What do you suggest for better accessibility of Table Tennis in remote parts of India?
We need to improve the Infrastructure associated with sports. As far as table tennis is concerned, even our metros don’t have the much-required training facilities. That’s the reason rural areas have failed to develop skill for table tennis as they still lack the finance and resources.
In your opinion, what are the basic key traits apart from formal training that make “imd1”?
Family atmosphere plays a basic role in making a champion. Formative stages of one’s life are shaped at home and then at a later stage in school. These 2 institutions have tremendous contribution in building a child’s personality & career.
How can one identify & encourage talent in the family and what should be the right age to start training?
Children must be exposed to physical activities from a young age. Ideal age to start getting coached is from 5-6 years. Parents & elders of the family need to have a keen observation over the interests of the child. They will get lot of hints. But one should also understand that success will not come easily. Every successful person has their ups and down. Keep them exposed to hard work and have an unbiased opinion on their performance. Remember though the child is born through you, but he may be not born for everything. Everyone has their own uniqueness and inherited talent. See what is appropriate for them and then let the child decide & choose their career.

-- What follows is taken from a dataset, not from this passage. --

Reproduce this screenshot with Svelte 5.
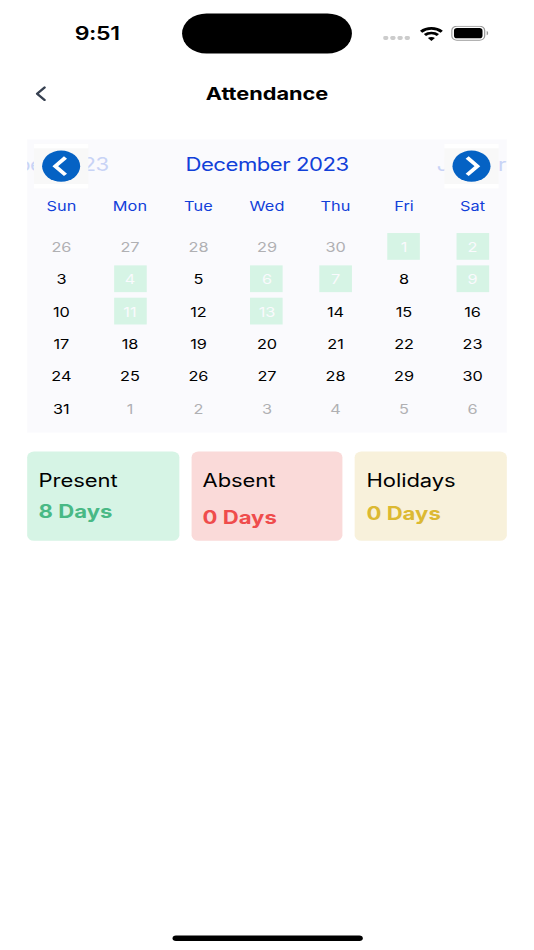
<script lang="ts">
	type Day = { day: number; outside: boolean; present: boolean };

	const weekdays = ['Sun', 'Mon', 'Tue', 'Wed', 'Thu', 'Fri', 'Sat'];
	const months = ['November 2023', 'December 2023', 'January 2024'];
	const presentDays = [1, 2, 4, 6, 7, 9, 11, 13];

	// December 2023 starts on a Friday, so five days of November lead the grid
	const days: Day[] = Array.from({ length: 42 }, (_, i) => {
		const n = i - 4;
		if (n < 1) return { day: n + 30, outside: true, present: false };
		if (n > 31) return { day: n - 31, outside: true, present: false };
		return { day: n, outside: false, present: presentDays.includes(n) };
	});

	const summary = [
		{ label: 'Present', count: presentDays.length, kind: 'present' },
		{ label: 'Absent', count: 0, kind: 'absent' },
		{ label: 'Holidays', count: 0, kind: 'holidays' },
	];
</script>

<div class="viewport">
	<div class="screen">
		<div class="status-bar">
			<div class="time">9:51</div>
			<div class="island"></div>
			<div class="status-icons">
				<svg class="signal" width="20" height="4" viewBox="0 0 20 4">
					{#each [0, 1, 2, 3] as i (i)}
						<rect x={i * 5.3} y="0.2" width="3.7" height="3.6" rx="1.3" />
					{/each}
				</svg>
				<svg class="wifi" width="17" height="13" viewBox="0 0 17 13">
					<path d="M.9 4.400C5.100 .5 11.900 .5 16.100 4.400" />
					<path d="M3.700 7.400c2.700-2.400 6.900-2.400 9.600 0" />
					<path class="base" d="M8.500 12.700 5.900 10.100c1.400-1.300 3.800-1.300 5.200 0z" />
				</svg>
				<svg class="battery" width="28" height="14" viewBox="0 0 28 14">
					<rect class="shell" x="0.5" y="0.5" width="24.200" height="12.600" rx="3.800" />
					<rect x="2.100" y="2.200" width="21" height="9.200" rx="2.300" />
					<path class="nub" d="M26.200 4.900c1.400.5 1.400 3.300 0 3.800z" />
				</svg>
			</div>
		</div>

		<header>
			<button class="back" aria-label="Back">
				<svg width="8" height="14" viewBox="0 0 8 14">
					<path d="M6.800 1.400 1.300 7l5.500 5.600" />
				</svg>
			</button>
			<h1>Attendance</h1>
		</header>

		<main>
			<section class="calendar">
				<div class="months">
					{#each months as month, i (month)}
						<div class="month" class:faded={i !== 1}>{month}</div>
					{/each}
				</div>
				<button class="arrow prev" aria-label="Previous month">
					<span class="disc">
						<svg width="28" height="28" viewBox="0 0 28 28"><path d="M17.200 6.200 9.700 14l7.500 7.800" /></svg>
					</span>
				</button>
				<button class="arrow next" aria-label="Next month">
					<span class="disc">
						<svg width="28" height="28" viewBox="0 0 28 28"><path d="m10.800 6.200 7.500 7.800-7.500 7.800" /></svg>
					</span>
				</button>

				<div class="weekdays">
					{#each weekdays as weekday (weekday)}
						<div>{weekday}</div>
					{/each}
				</div>
				<div class="days">
					{#each days as d, i (i)}
						<div class="cell">
							<span class="day" class:outside={d.outside} class:present={d.present}>{d.day}</span>
						</div>
					{/each}
				</div>
			</section>

			<section class="summary">
				{#each summary as item (item.kind)}
					<div class="card {item.kind}">
						<div class="label">{item.label}</div>
						<div class="count">{item.count} Days</div>
					</div>
				{/each}
			</section>
		</main>

		<div class="home-indicator"></div>
	</div>
</div>

<style>
	:global(body) {
		margin: 0;
		background: #fff;
	}

	.viewport {
		width: 534px;
		height: 950px;
		overflow: hidden;
	}

	/* 393x852 phone screen stretched over the whole viewport */
	.screen {
		display: flex;
		flex-direction: column;
		width: 393px;
		height: 852px;
		transform: scale(1.35878, 1.11502);
		transform-origin: 0 0;
		background: #fff;
		font-family: Inter, 'Liberation Sans', sans-serif;
		color: #000;
	}

	button {
		padding: 0;
		border: 0;
		background: none;
	}

	svg {
		display: block;
	}

	.status-bar {
		display: grid;
		grid-template-columns: 1fr 125px 1fr;
		align-items: center;
		height: 37px;
		padding-top: 11.5px;
	}

	.time {
		padding-left: 9px;
		text-align: center;
		font-size: 17px;
		font-weight: 600;
		line-height: 20px;
		letter-spacing: -0.3px;
	}

	.island {
		height: 36.6px;
		margin-top: -0.3px;
		border-radius: 19px;
		background: #000;
	}

	.status-icons {
		display: flex;
		align-items: center;
		padding-left: 23px;
	}

	.signal {
		margin: 8px 6.8px 0 0;
		fill: #ccc;
	}

	.wifi {
		margin-right: 6.7px;
		fill: none;
		stroke: #000;
		stroke-width: 2.4;
	}

	.wifi .base {
		fill: #000;
		stroke: none;
	}

	.battery .shell {
		fill: none;
		stroke: #999;
		stroke-width: 0.9;
	}

	.battery .nub {
		fill: #999;
	}

	header {
		display: grid;
		grid-template-columns: 60px 1fr 60px;
		align-items: center;
		height: 71px;
	}

	.back {
		padding-left: 25.7px;
	}

	.back path {
		fill: none;
		stroke: #374151;
		stroke-width: 1.9;
		stroke-linecap: round;
		stroke-linejoin: round;
	}

	h1 {
		margin: 0;
		padding-top: 0.5px;
		text-align: center;
		font-size: 16px;
		font-weight: 700;
		line-height: 20px;
		letter-spacing: -0.03px;
	}

	main {
		flex: 1;
		padding: 5px 20px 0;
	}

	.calendar {
		position: relative;
		height: 263.5px;
		overflow: hidden;
		background: #fafafd;
	}

	.months {
		display: grid;
		grid-template-columns: repeat(3, 176.5px);
		justify-content: center;
		padding-top: 11px;
	}

	.month {
		text-align: center;
		font-size: 16.3px;
		line-height: 22px;
		letter-spacing: -0.35px;
		color: #1140d9;
		white-space: nowrap;
	}

	.month.faded {
		color: #c8d3f6;
	}

	.arrow {
		position: absolute;
		top: 4.5px;
		display: flex;
		align-items: center;
		width: 40px;
		height: 40px;
		border: solid #fff;
		border-width: 4.5px 0;
		box-sizing: border-box;
		background: #f8f8f8;
	}

	.arrow.prev {
		left: 5px;
	}

	.arrow.next {
		right: 6.3px;
	}

	.disc {
		width: 28px;
		height: 28px;
		margin: 0 auto;
		border-radius: 50%;
		background: #0562c4;
	}

	.disc path {
		fill: none;
		stroke: #fff;
		stroke-width: 3.1;
	}

	.weekdays,
	.days {
		display: grid;
		grid-template-columns: repeat(7, 1fr);
		text-align: center;
	}

	.weekdays {
		padding-top: 19px;
		font-size: 12px;
		line-height: 16px;
		letter-spacing: 0.05px;
		color: #1140d9;
	}

	.days {
		padding-top: 13.7px;
	}

	.cell {
		display: flex;
		justify-content: center;
		align-items: center;
		height: 29px;
	}

	.day {
		width: 24px;
		height: 24px;
		font-size: 12px;
		line-height: 26px;
		letter-spacing: -0.05px;
	}

	.day.outside {
		color: #b0b0b3;
	}

	.day.present {
		background: #d6f4e5;
		color: #fafafd;
	}

	.summary {
		display: grid;
		grid-template-columns: repeat(3, 1fr);
		gap: 9px;
		margin-top: 17px;
	}

	.card {
		height: 80px;
		padding: 15.8px 8.4px 0;
		border-radius: 5px;
		box-sizing: border-box;
	}

	.label {
		font-size: 16.2px;
		line-height: 20px;
		letter-spacing: -0.05px;
	}

	.count {
		font-size: 16.3px;
		font-weight: 700;
		line-height: 20px;
	}

	.card.present {
		background: #d6f4e5;
	}

	.present .count {
		margin-top: 8.2px;
		color: #49b985;
	}

	.card.absent {
		background: #fadad9;
	}

	.absent .count {
		margin-top: 13.2px;
		color: #ef4c4c;
	}

	.card.holidays {
		background: #f8f1db;
	}

	.holidays .count {
		margin-top: 9.5px;
		color: #dcb932;
	}

	.home-indicator {
		width: 140px;
		height: 5px;
		margin: 0 auto 8.3px;
		border-radius: 3px;
		background: #000;
	}
</style>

Your piece of advice to parents and new generation especially when some people are skeptical about career in extra curriculum.
Parents are first heroes & idol of every child. Sports is the best medium to ensure they are not diverted towards bad habits and thus they can channelize their creativity & energy in the right direction. Our youth have lot of energy. It’s the best way of attracting them by engaging their talent in a constructive manner.
One thing which you feel you want to change from the past while you walk down memory lane…
We had very limited access to technology. There was no coaching or hi-tech training in those days. I wish we had modern technology in sports so that I could have utilized it and enhanced my performance. This could have helped me perform better.